In another situation, a resident receives a visit from a code enforcement employee every time we have a heavy rain. Some unknown person calls the town and complains that this resident’s pool is causing the flooding of neighborhood properties. During every visit, the code enforcement officer apologizes and explains that they know his pool is not causing the flooding but they are required to respond to the complaint. I would work to change that rule. If the town employee knows the complaint is inaccurate, the employee should explain to the caller why the visit won’t be made. We want our town employees focused on fixing problems, not chasing illusory ones.

Ber Stevenson’s response:

The issues relating to the Lake Okeechobee discharges into the Caloosahatchee River are numerous and complicated, and need to be addressed immediately.

The U.S. Army Corps of Engineers has named this beautiful river “Canal C-43”, which apparently makes it easier for them to use the River as a storm water and sewer line that feeds directly into the Gulf and ultimately comes via the currents to our pristine beaches, leaving them pristine no more.

We need to push our local, state and federal legislators, and President Obama, to protect our River and our shorelines by purchasing the “sugar” land south of Lake O’ and sending the water south to replenish the drying out and dying Everglades, as was the intent of the voters who approved Florida’s Amendment One.

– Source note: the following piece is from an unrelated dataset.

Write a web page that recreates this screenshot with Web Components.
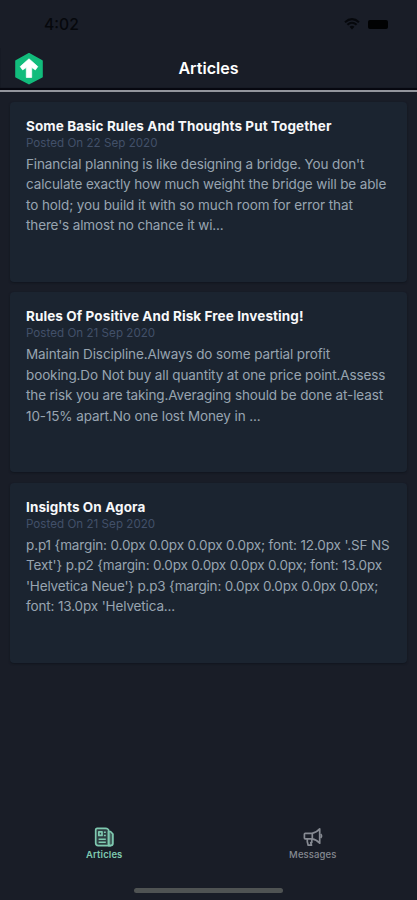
<!DOCTYPE html>
<html lang="en"><head><meta charset="utf-8"><title>Articles</title>
<style>
html,body{margin:0;height:900px;background:#191d27;overflow:hidden}
body{font-family:Inter,"Liberation Sans",sans-serif;color:#fff}
</style></head><body>
<articles-app></articles-app>
<script>
const define = (name, css, html) => customElements.define(name, class extends HTMLElement {
  constructor() {
    super();
    this.attachShadow({ mode: 'open' }).innerHTML = `<style>${css}</style>${html}`;
  }
});

define('status-bar', `
  :host{display:flex;height:48px;box-sizing:border-box;padding:0 29px 0 44px;align-items:center;color:#06080c}
  time{font-size:15.7px;font-weight:500;flex:1}
  .wifi{width:16px;height:12px;margin-right:8px}
  .battery{width:20px;height:9px;border-radius:2px;background:#010203}
`, `<time>4:02</time>
  <svg class="wifi" viewBox="0 0 16 12" fill="none" stroke="#06080c" stroke-width="2.1">
    <path d="M1 4.2Q8-2 15 4.2M3.4 6.8Q8 2.7 12.6 6.8"/><path d="M5.5 8.8Q8 6.6 10.5 8.8L8 11.6Z" fill="#06080c" stroke="none"/></svg>
  <span class="battery"></span>`);

define('nav-header', `
  :host{display:grid;grid-template-columns:1fr auto 1fr;align-items:center;height:44px;box-sizing:border-box;
    padding:1px 13.5px 2px;border-bottom:2px solid #93959c;box-shadow:inset 0 -2px 1px #06070f}
  svg{width:30px;height:33px;display:block}
  h1{margin:0 0 2px;font-size:16.1px;font-weight:600;line-height:22px}
`, `<svg viewBox="0 0 30 33"><path d="M15 1.8 28 9V24.7L15 31.6 2 24.7V9Z" fill="#12bc7c" stroke="#12bc7c" stroke-width="1.6" stroke-linejoin="round"/>
  <path d="M15 6.8 23.8 14.6 21.4 17.9 17.7 15.5V25.5H12.3V15.5L8.6 17.9 6.2 14.6Z" fill="#fff" stroke="#fff" stroke-width=".7" stroke-linejoin="round"/></svg>
  <h1><slot></slot></h1>`);

define('article-card', `
  :host{display:block;height:180.3px;box-sizing:border-box;padding:16.4px 16px 0;border-radius:4px;background:#1b2430;
    box-shadow:0 1px 2px #11151e}
  ::slotted(h2){margin:0;font-size:13.5px;line-height:17px;font-weight:700;letter-spacing:.1px;color:#f7f8fa;white-space:nowrap}
  ::slotted(time){display:block;font-size:11.6px;line-height:16px;letter-spacing:.03px;color:#425069;white-space:nowrap}
  .body{margin-top:3px;font-size:13.5px;line-height:20.4px;color:#98a4b1;white-space:nowrap}
`, `<slot name="title"></slot><slot name="date"></slot><div class="body"><slot></slot></div>`);

define('text-line', `:host{display:block;letter-spacing:-.13px}`, `<slot></slot>`);

define('tab-item', `
  :host{display:flex;flex-direction:column;align-items:center;flex:1;color:#868a92;font-size:9.5px;line-height:12px;font-weight:500;letter-spacing:.1px}
  :host([active]){color:#7fc9b0;font-weight:600}
  span{margin-top:1px}
`, `<slot name="icon"></slot><span><slot></slot></span>`);

define('tab-bar', `:host{display:flex;height:59px}`, `<slot></slot>`);
define('home-indicator', `:host{display:block;width:149px;height:5px;border-radius:3px;background:#4f5353;margin:0 auto}`, ``);

define('articles-app', `
  :host{display:flex;flex-direction:column;height:900px;width:417px;background:#191d27}
  main{display:flex;flex-direction:column;gap:10.2px;padding:9.6px 10px 0;flex:1}
  tab-bar{margin-bottom:2.5px}
  home-indicator{margin-bottom:7.5px}
  svg{width:22px;height:22px;display:block}
`, `<status-bar></status-bar><nav-header>Articles</nav-header>
<main>
<article-card><h2 slot="title">Some Basic Rules And Thoughts Put Together</h2><time slot="date">Posted On 22 Sep 2020</time>
<text-line>Financial planning is like designing a bridge. You don't</text-line><text-line>calculate exactly how much weight the bridge will be able</text-line><text-line style="letter-spacing:-.09px">to hold; you build it with so much room for error that</text-line><text-line>there's almost no chance it wi...</text-line></article-card>
<article-card><h2 slot="title">Rules Of Positive And Risk Free Investing!</h2><time slot="date">Posted On 21 Sep 2020</time>
<text-line style="letter-spacing:-.115px">Maintain Discipline.Always do some partial profit</text-line><text-line style="letter-spacing:-.115px">booking.Do Not buy all quantity at one price point.Assess</text-line><text-line style="letter-spacing:-.12px">the risk you are taking.Averaging should be done at-least</text-line><text-line style="letter-spacing:-.11px">10-15% apart.No one lost Money in ...</text-line></article-card>
<article-card><h2 slot="title">Insights On Agora</h2><time slot="date">Posted On 21 Sep 2020</time>
<text-line style="letter-spacing:-.14px">p.p1 {margin: 0.0px 0.0px 0.0px 0.0px; font: 12.0px '.SF NS</text-line><text-line style="letter-spacing:-.17px">Text'} p.p2 {margin: 0.0px 0.0px 0.0px 0.0px; font: 13.0px</text-line><text-line style="letter-spacing:-.18px">'Helvetica Neue'} p.p3 {margin: 0.0px 0.0px 0.0px 0.0px;</text-line><text-line style="letter-spacing:-.14px">font: 13.0px 'Helvetica...</text-line></article-card>
</main>
<tab-bar>
<tab-item active><svg slot="icon" viewBox="0 0 22 22" fill="none" stroke="currentColor" stroke-width="1.7" stroke-linejoin="round">
<path d="M4.2 2.3H12.5Q14 2.3 14.7 3L15.6 4V17.8Q15.6 19.6 17.4 19.6H5.2Q2.7 19.6 2.7 17V4Q2.7 2.3 4.2 2.3Z" fill="#7fc9b033"/><path d="M15.6 5.5H17.5L19.9 8V17.6Q19.9 19.6 17.4 19.6H15.6Z" fill="#7fc9b066"/><path d="M5.6 13.2H12.8M5.6 16.3H12.8M10.9 6.2H12.8M10.9 9.4H12.8" stroke-width="1.5"/><rect x="5.8" y="5.8" width="3.2" height="3.6"/></svg>Articles</tab-item>
<tab-item><svg slot="icon" viewBox="0 0 22 22" fill="none" stroke="currentColor" stroke-width="1.7" stroke-linejoin="round">
<path d="M3.2 7.3H10Q14.3 6.8 17.7 2.8V17.2Q14.3 13.4 10 12.9H3.2Q2.4 12.9 2.4 12V8.2Q2.4 7.3 3.2 7.3Z"/><path d="M10.3 7.3V12.9M5.3 12.9V15.7L6.2 19.2H9.5L8.7 16.5H9.8V13"/><path d="M18.6 8.2Q20.5 10 18.6 11.8"/></svg>Messages</tab-item>
</tab-bar><home-indicator></home-indicator>`);
</script></body></html>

Any additional management of Lake O’ waters that requires release to the River must be treated to the same standards applied to the water that is currently being fed into the Everglades, a stipulation required by the Miccosukee Indians before water is allowed to be released into the portion of the Everglades under the tribe’s control.

Failure to rectify this problem will result in long-term and costly damage to FMB’s ecosystem and economy, neither of which we as a community can afford to allow.